Iran’s diplomacy has proved deft, particularly in response to the Trump administration’s withdrawal from the nuclear deal and related attempts to isolate Iran politically. Iran has continued to adhere to the agreement, using that compliance as leverage to compel the European Union countries to defy U.S. pressure to enforce re-imposed sanctions on Iran. Whereas the European countries have criticized Iran’s continued testing of ballistic missiles and alleged terrorist plots on European soil, they have been adamant that the nuclear deal be preserved through continued economic engagement with Iran.

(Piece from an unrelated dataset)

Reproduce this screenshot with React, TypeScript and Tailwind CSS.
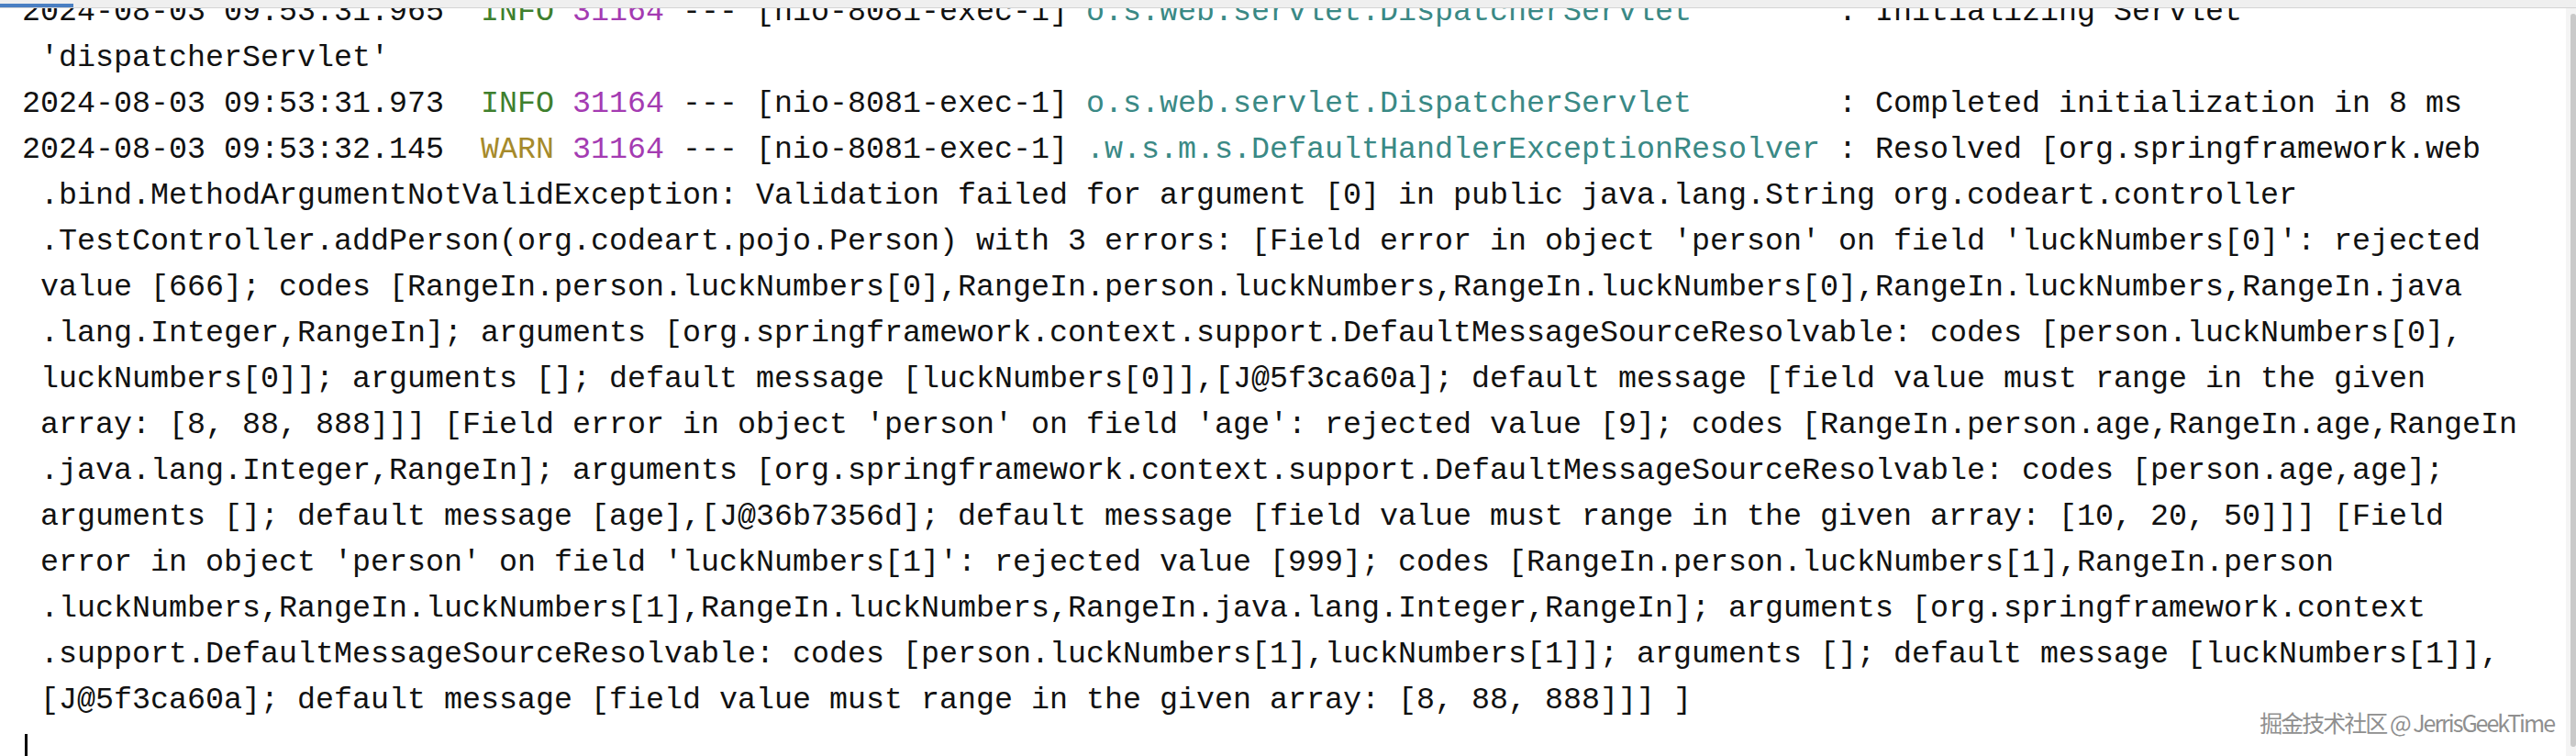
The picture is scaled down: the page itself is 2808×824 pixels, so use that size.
import React from "react";

const PURPLE = "text-[#a43bb2]";
const TEAL = "text-[#3a8985]";

function Header({ ts, level, logger, msg }: { ts: string; level: "INFO" | "WARN"; logger: string; msg: string }) {
  return (
    <>
      {ts + "  "}
      <span className={level === "INFO" ? "text-[#3f7f2e]" : "text-[#a68a2b]"}>{level}</span>{" "}
      <span className={PURPLE}>31164</span>
      {" --- [nio-8081-exec-1] "}
      <span className={TEAL}>{logger}</span>
      {" : " + msg}
    </>
  );
}

const cont: string[] = [
  " .bind.MethodArgumentNotValidException: Validation failed for argument [0] in public java.lang.String org.codeart.controller",
  " .TestController.addPerson(org.codeart.pojo.Person) with 3 errors: [Field error in object 'person' on field 'luckNumbers[0]': rejected",
  " value [666]; codes [RangeIn.person.luckNumbers[0],RangeIn.person.luckNumbers,RangeIn.luckNumbers[0],RangeIn.luckNumbers,RangeIn.java",
  " .lang.Integer,RangeIn]; arguments [org.springframework.context.support.DefaultMessageSourceResolvable: codes [person.luckNumbers[0],",
  " luckNumbers[0]]; arguments []; default message [luckNumbers[0]],[J@5f3ca60a]; default message [field value must range in the given",
  " array: [8, 88, 888]]] [Field error in object 'person' on field 'age': rejected value [9]; codes [RangeIn.person.age,RangeIn.age,RangeIn",
  " .java.lang.Integer,RangeIn]; arguments [org.springframework.context.support.DefaultMessageSourceResolvable: codes [person.age,age];",
  " arguments []; default message [age],[J@36b7356d]; default message [field value must range in the given array: [10, 20, 50]]] [Field",
  " error in object 'person' on field 'luckNumbers[1]': rejected value [999]; codes [RangeIn.person.luckNumbers[1],RangeIn.person",
  " .luckNumbers,RangeIn.luckNumbers[1],RangeIn.luckNumbers,RangeIn.java.lang.Integer,RangeIn]; arguments [org.springframework.context",
  " .support.DefaultMessageSourceResolvable: codes [person.luckNumbers[1],luckNumbers[1]]; arguments []; default message [luckNumbers[1]],",
  " [J@5f3ca60a]; default message [field value must range in the given array: [8, 88, 888]]] ]",
];

export default function App() {
  const row = "h-[50px] whitespace-pre";
  return (
    <div className="relative w-[2808px] h-[824px] bg-white overflow-hidden flex flex-col">
      <div className="h-[9px] shrink-0 bg-[#efefef] border-b border-[#d4d4d4] flex items-end relative z-10">
        <div className="w-[80px] h-[4px] bg-[#4a7fc2]" />
      </div>
      <div className="flex flex-1 min-h-0">
        <div className="flex-1 min-w-0 overflow-hidden pl-[24px] text-[#111111] font-['Liberation_Mono',monospace] text-[33.33px] leading-[50px]">
          <div className="-mt-[21px] flex flex-col">
            <div className={row}>
              <Header ts="2024-08-03 09:53:31.965" level="INFO" logger="o.s.web.servlet.DispatcherServlet       " msg="Initializing Servlet" />
            </div>
            <div className={row}>{" 'dispatcherServlet'"}</div>
            <div className={row}>
              <Header ts="2024-08-03 09:53:31.973" level="INFO" logger="o.s.web.servlet.DispatcherServlet       " msg="Completed initialization in 8 ms" />
            </div>
            <div className={row}>
              <Header ts="2024-08-03 09:53:32.145" level="WARN" logger=".w.s.m.s.DefaultHandlerExceptionResolver" msg="Resolved [org.springframework.web" />
            </div>
            {cont.map((t, i) => (
              <div key={i} className={row}>
                {t}
              </div>
            ))}
            <div className="h-[50px] flex items-end">
              <div className="ml-[3px] w-[3px] h-[38px] bg-black" />
            </div>
          </div>
        </div>
        <div className="w-[11px] shrink-0 bg-[#f4f4f4] flex justify-end pt-[6px]">
          <div className="w-[6px] h-[799px] rounded-b-[3px] rounded-t-[3px] bg-[#c9c9c9]" />
        </div>
      </div>
      <div className="absolute right-[24px] bottom-[22px] text-[25px] leading-[30px] text-[#8f8f8f] font-['Noto_Sans_CJK_SC','Noto_Sans',sans-serif] [text-shadow:1px_1px_0_#ffffff,-1px_-1px_0_#ffffff,1px_-1px_0_#ffffff,-1px_1px_0_#ffffff] tracking-[-2px]">
        掘金技术社区 @ JerrisGeekTime
      </div>
    </div>
  );
}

This European posture has caused a rift with the Trump administration, which denounced the February EU registration of an ‘Instrument in Support of Trading Exchanges’ (INSTEX)—a platform through with European and other firms will be able to trade with Iran without exposure to U.S. secondary sanctions. European officials have also expressed little enthusiasm for a U.S.-sponsored ministerial meeting in Poland, scheduled to be held February 13-14, 2019, at which the Trump administration will try to gain broad backing for its hard line against Iran. The net effect of the U.S.-European tensions has been to render Iran, for the first time since the 1979 revolution, in the role of a responsible international actor, leaving the United States relatively isolated on the issue.